I catalogued yesterday the first copy I have handled of Richard Griffin’s The Melancholy Yak [1917]; it is a work that strangely seems less common than a few of his earlier titles, viz. the expanded edition of A Tale of Fraunces’ Tavern A.D. 1765 [1915] . It should perhaps be remarked that by 1917 Griffin was also shepherding the first iteration of his collected verses, Bug House Poetry [1917] through the press, an undertaking well calculated to sap the resources, both financial and artistic, of any poet.
While digging for information on this elusive literary (and totemic) figure for this bookselling concern, I stumbled across this essay on Griffin by poet and translator Bill Zavatsky in the New York journal The Sienese Shredder. Besides serving as a lovely critical introduction to the eccentric work of this poet, the piece sheds some new light on that fact that Griffin likely once trod the boards of the theatres of New York (see also this tantalizing mention in the archives of the New York Times). Zavatsky suggests that, given that Griffin had stored the remainders of his various books at the Lambs’ Club library, perhaps some further clues may rest in the club’s archives.

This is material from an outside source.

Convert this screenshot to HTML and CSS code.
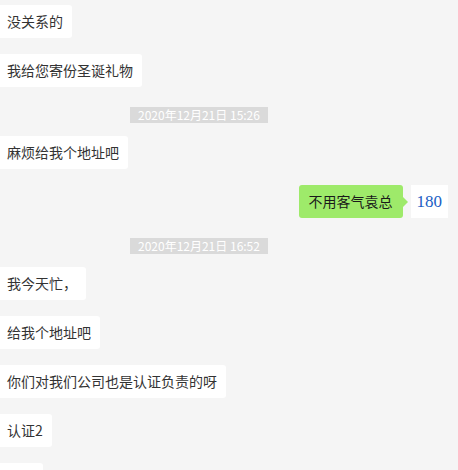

This latest essay, taken in conjunction with bookseller Eric Korn’s earlier brief survey of Griffin’s work in the TLS in the 1980’s, continues the slow and steady processing of building the more stately mansion of critical esteem that a poet of Griffin’s talent deserves. My hope is that one day the name of the man responsible for such lines as,
Up in the apple tree
There waits your lobster.
Farewell and think of me
Don’t fail your Slobster.
will be on the lips of every truly literate American.